- Location: Kittitas County, Washington
- Coordinates: 47°28′52″N 121°18′22″W﻿ / ﻿47.4811913°N 121.3061493°W
- Basin countries: United States
- Surface area: 3 acres (1.2 ha)
- Surface elevation: 5,781 feet (1,762 m)
- Islands: 0

= Chikamin Lake =

Lake in Washington state, U.S.

Chikamin Lake is a small alpine freshwater lake located on the northern skirt of Chikamin Peak and Lemah Mountain in King County, Washington. Because of its proximity to surrounding peaks and mountains at the heart of the Alpine Lakes Wilderness, the lake is a popular area for hiking. Other Alpine lakes are in the vicinity, including the Icebox Lake, Glacier Lake and Spectacle Lake a short distance South, at the base of Chikamin Ridge. To the North is Avalanche Lake and Iceberg Lake.

==Location==
Chikamin Lake is located northeast of Snoqualmie Pass and The Summit at Snoqualmie.
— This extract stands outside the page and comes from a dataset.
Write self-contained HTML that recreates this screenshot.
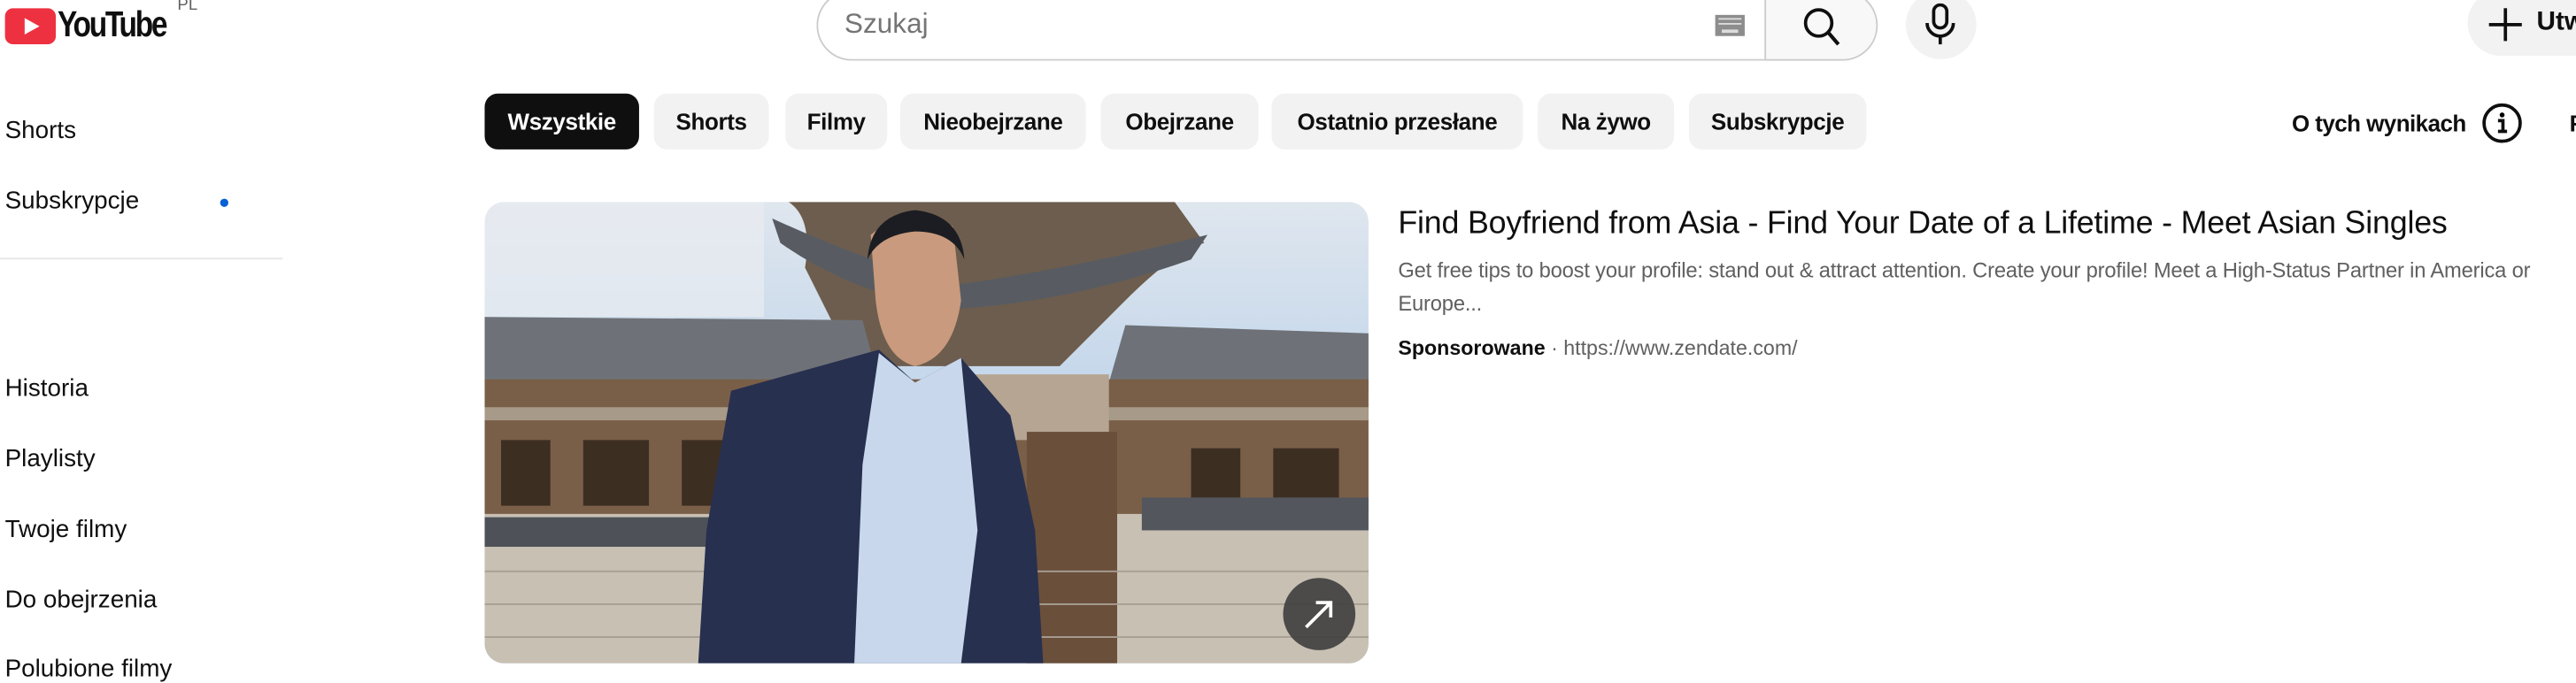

The trailhead is at Gold Creek Pond on the North shore of Keechelus Lake and South of Snoqualmie Pass on Interstate 90. It is situated within the Alpine Lakes Wilderness, on land managed by the Okanogan–Wenatchee National Forest.

==Climate==
Chikamin Lake is located in a hemiboreal climate, part of the marine west coast climate zone of western North America. The average temperature is 2 °C. The warmest month is August, with an average temperature of 16 °C, and the coldest month is January, at an average of -8 °C. The average rainfall is 1687 mm per year. The wettest month is December, with 247 mm of rain, and the least in July, with 33 mm millimeters of rain.